Damit erfüllen Glücksspielszenen des Barock eine doppelte Funktion: Sie dokumentieren Alltagskultur und prägen gleichzeitig die öffentliche Wahrnehmung. Künstler nutzten vertraute Situationen, um größere Fragen nach Verantwortung und moralischer Orientierung aufzuwerfen.

Risiko im Barock

Techniken und bildliche Strategien barocker Künstler

Barockmaler entwickelten spezifische Gestaltungsmittel, um die Spannung von Glücksspielszenen zu verstärken. Die ausgeprägte Hell-Dunkel-Modellierung lenkte den Blick auf entscheidende Gesten – verdeckte Karten, kontrollierte Blicke oder Momente des Setzens. Diese Dramatisierung erzeugte psychische Intensität und machte Absichten der Figuren sichtbar.

Auch Farbwahl spielte eine wichtige Rolle. Warme Töne erzeugten Nähe, während dunklere Bereiche Unsicherheit, Gefahr oder Zwiespalt andeuteten. Durch diese Kombination entstand eine atmosphärische Dichte, die den Betrachter emotional einbezog. Die Vielfalt der Techniken zeigt, wie stark das Thema innerhalb der europäischen Barockkunst verankert war.

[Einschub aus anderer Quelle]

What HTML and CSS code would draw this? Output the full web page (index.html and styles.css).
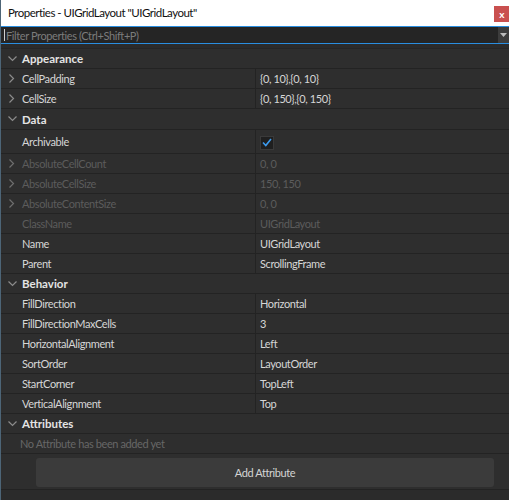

Fein ausgearbeitete Mimik erlaubte es den Malern, vielschichtige emotionale Reaktionen festzuhalten. Zwischen Hoffnung, Frustration und Argwohn zeigt sich eine Form der Menschendarstellung, die das Glücksspiel nicht als oberflächliches Motiv, sondern als Spiegel innerer Konflikte begreift. Dies macht das Thema bis heute relevant.

Die bleibende kulturelle Bedeutung barocker Glücksspieldarstellungen

Heute widmen sich Museen und Forscher intensiv diesen Werken, weil sie eine einmalige Verbindung von Realismus, Symbolik und sozialer Beobachtung bieten. Sie zeigen, wie frühneuzeitliche Gesellschaften Vergnügen, Risiko und moralische Orientierung in Einklang zu bringen versuchten. Ihr Wert liegt nicht im Spiel selbst, sondern in den menschlichen Geschichten, die dahinterstehen.

Die präzise Darstellung von Kleidung, Gestik und Raumgestaltung liefert wertvolle Hinweise für Kultur- und Sozialhistoriker, die den Alltag der Epoche rekonstruieren. Jedes Gemälde wird zu einer Quelle historischer Erfahrung, interpretiert durch den individuellen Blick des Künstlers.

Obwohl das Barock vergangen ist, bleiben die Themen Versuchung, Risiko und Selbstbeherrschung zutiefst menschlich. Die dargestellten Konflikte finden sich in vielen Bereichen des modernen Lebens wieder, was diesen Werken eine anhaltende Relevanz verleiht.